Developer authentication

Developers authenticate in two ways depending on the interface: CLI and MCP — the CLI uses your GitHub credentials (via gh auth or a personal access token) to obtain an identity token. Every API call includes this token. murmur setup configures this automatically. Dashboard — the web dashboard uses GitHub OAuth. You click “Log in with GitHub,” authorize the Macroscope GitHub App, and receive a session cookie. The session is encrypted and refreshed automatically.

Tenant membership

Your tenant access is derived from GitHub:
  • Personal tenants — every authenticated GitHub user has a personal tenant (github_oauth/{username}). No setup required.
  • Organization tenants — when your GitHub org installs the Macroscope GitHub App, every org member can access that tenant (github_app/{org}). Membership is checked against GitHub’s org membership API on every request.
There is no invite system.
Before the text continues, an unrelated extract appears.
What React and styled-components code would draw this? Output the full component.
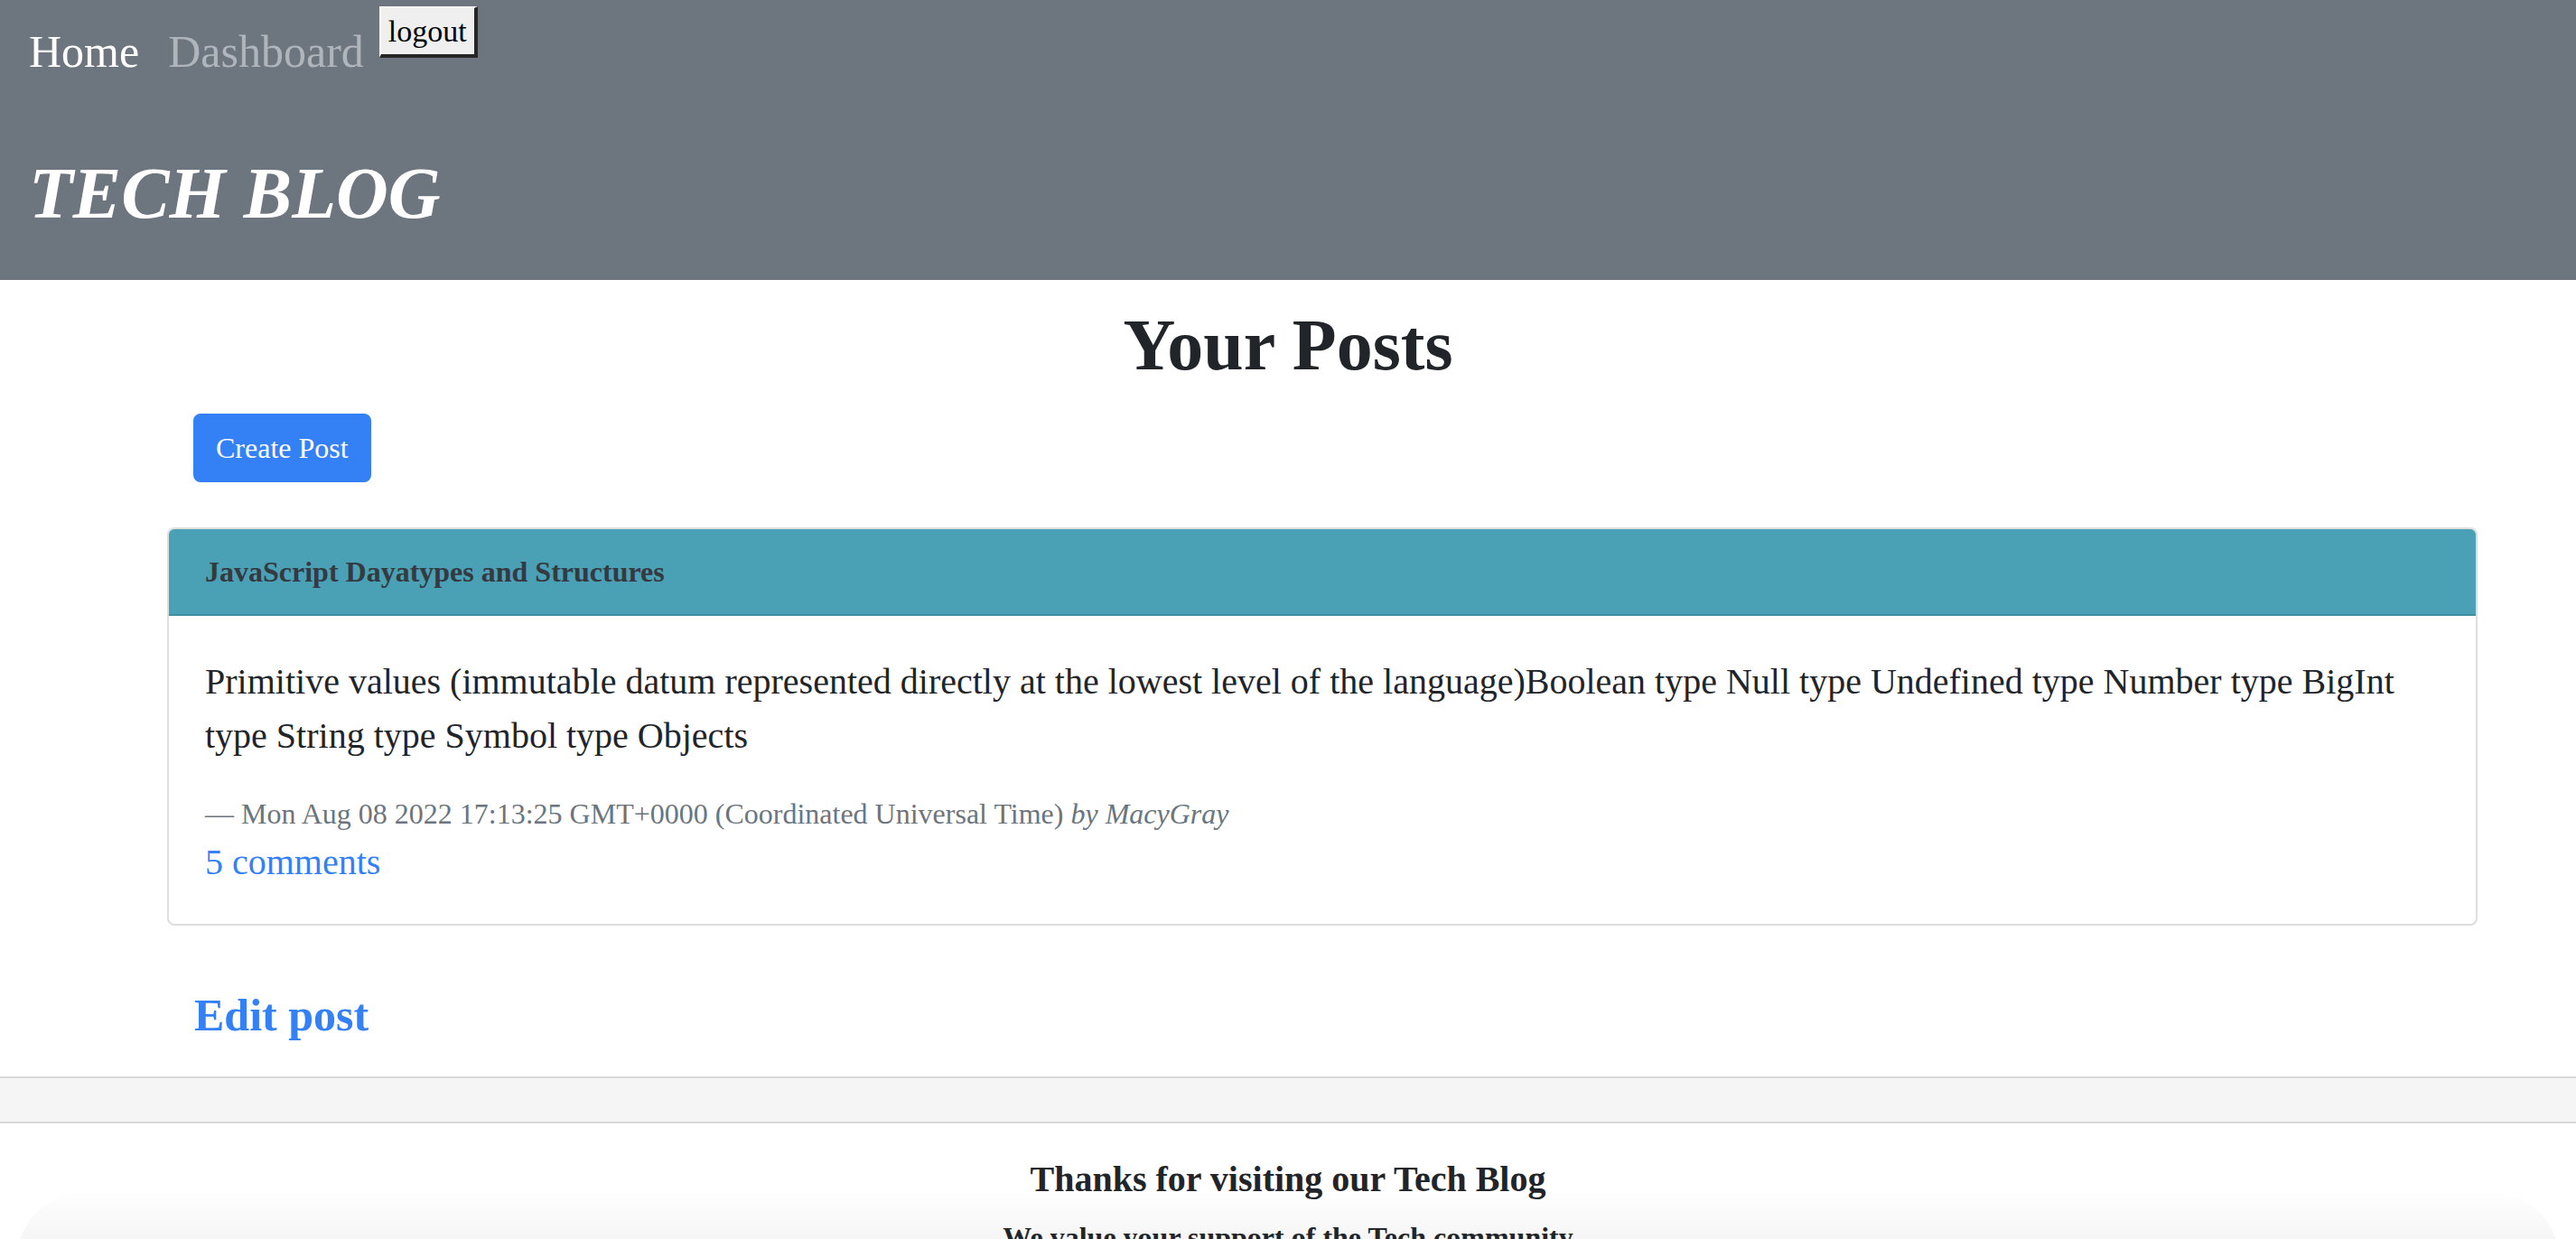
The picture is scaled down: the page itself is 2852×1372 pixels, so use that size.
import styled, { createGlobalStyle } from 'styled-components';

const GlobalStyle = createGlobalStyle`
  body {
    margin: 0;
    font-family: "Liberation Serif", "Times New Roman", serif;
    color: #212529;
    background: #fff;
  }
`;

const Header = styled.header`
  background: #6d757e;
  height: 310px;
  box-sizing: border-box;
  padding: 7px 0 0 32px;
`;

const Nav = styled.nav`
  display: flex;
  align-items: flex-start;
`;

const NavLink = styled.a`
  font-size: 50px;
  line-height: 75px;
  margin-top: 13px;
  margin-right: 32px;
  color: ${props => (props.active ? '#fff' : '#b0b5bb')};
  text-decoration: none;
  white-space: nowrap;
`;

const LogoutButton = styled.button`
  font-family: "Liberation Serif", "Times New Roman", serif;
  font-size: 34px;
  line-height: 39px;
  height: 57px;
  padding: 4px 8px;
  margin-left: -15px;
  background: #efefef;
  color: #000;
  border-style: solid;
  border-width: 2px 4px 4px 2px;
  border-color: #f4f4f4 #262626 #262626 #f4f4f4;
`;

const SiteTitle = styled.h1`
  margin: 71px 0 0;
  font-size: 80px;
  line-height: 96px;
  font-weight: 700;
  font-style: italic;
  color: #fff;
`;

const PageTitle = styled.h1`
  margin: 24px 0 0;
  text-align: center;
  font-size: 80px;
  line-height: 96px;
  font-weight: 700;
  color: #212529;
`;

const Content = styled.main`
  padding: 0 109px 0 185px;
`;

const CreateButton = styled.button`
  display: block;
  margin: 28px 0 0 29px;
  padding: 12px 23px;
  font-family: "Liberation Serif", "Times New Roman", serif;
  font-size: 32px;
  line-height: 48px;
  color: #fff;
  background: #3480f5;
  border: 2px solid #3480f5;
  border-radius: 8px;
`;

const Card = styled.article`
  margin-top: 50px;
  border: 2px solid #dedede;
  border-radius: 8px;
  overflow: hidden;
`;

const CardHeader = styled.div`
  background: #4aa0b5;
  border-bottom: 2px solid #3f8fa3;
  padding: 23px 40px;
  font-size: 32px;
  line-height: 48px;
  font-weight: 700;
  color: #343a40;
`;

const CardBody = styled.div`
  padding: 43px 40px 38px;
`;

const PostText = styled.p`
  margin: 0 0 32px;
  font-size: 40px;
  line-height: 60px;
  color: #212529;
`;

const Meta = styled.div`
  font-size: 32px;
  line-height: 48px;
  color: #6c757d;

  & em {
    font-style: italic;
  }
`;

const CommentsLink = styled.a`
  display: block;
  font-size: 40px;
  line-height: 60px;
  color: #3480f5;
  text-decoration: none;
`;

const EditLink = styled.a`
  display: inline-block;
  margin: 69px 0 0 30px;
  font-size: 50px;
  line-height: 60px;
  font-weight: 700;
  color: #3480f5;
  text-decoration: none;
`;

const FooterBand = styled.div`
  margin-top: 38px;
  height: 48px;
  background: #f5f5f5;
  border-top: 2px solid #d8d8d8;
  border-bottom: 2px solid #d8d8d8;
`;

const Footer = styled.footer`
  text-align: center;
  padding-top: 38px;
`;

const FooterTitle = styled.h2`
  margin: 0;
  font-size: 40px;
  line-height: 48px;
  font-weight: 700;
  color: #212529;
`;

const FooterNote = styled.div`
  margin: -12px 18px 0;
  padding-top: 28px;
  height: 120px;
  border-radius: 80px 80px 0 0;
  background: linear-gradient(to bottom, #fff 0%, #f6f6f6 35%, #eeeeee 100%);
  font-size: 32px;
  line-height: 48px;
  font-weight: 700;
  color: #212529;
`;

export default function App() {
  return (
    <>
      <GlobalStyle />
      <Header>
        <Nav>
          <NavLink active href="#">Home</NavLink>
          <NavLink href="#">Dashboard</NavLink>
          <LogoutButton>logout</LogoutButton>
        </Nav>
        <SiteTitle>TECH BLOG</SiteTitle>
      </Header>
      <PageTitle>Your Posts</PageTitle>
      <Content>
        <CreateButton>Create Post</CreateButton>
        <Card>
          <CardHeader>JavaScript Dayatypes and Structures</CardHeader>
          <CardBody>
            <PostText>
              Primitive values (immutable datum represented directly at the lowest level of the
              language)Boolean type Null type Undefined type Number type BigInt type String type
              Symbol type Objects
            </PostText>
            <Meta>
              — Mon Aug 08 2022 17:13:25 GMT+0000 (Coordinated Universal Time) <em>by MacyGray</em>
            </Meta>
            <CommentsLink href="#">5 comments</CommentsLink>
          </CardBody>
        </Card>
        <EditLink href="#">Edit post</EditLink>
      </Content>
      <FooterBand />
      <Footer>
        <FooterTitle>Thanks for visiting our Tech Blog</FooterTitle>
        <FooterNote>We value your support of the Tech community</FooterNote>
      </Footer>
    </>
  );
}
If you’re in the GitHub org, you’re in the Murmur tenant. If you leave the org, you lose access.

Agent authentication

Agents running on VMs authenticate with identity tokens scoped to a single session. The token is part of the encrypted developer profile — it is decrypted in VM process memory and used for all API calls the agent makes. When the agent stops, the token is destroyed with the process.

Service agents

Service agents authenticate with credentials minted from the GitHub App installation token at workflow start time. They operate on behalf of the org, not a specific developer.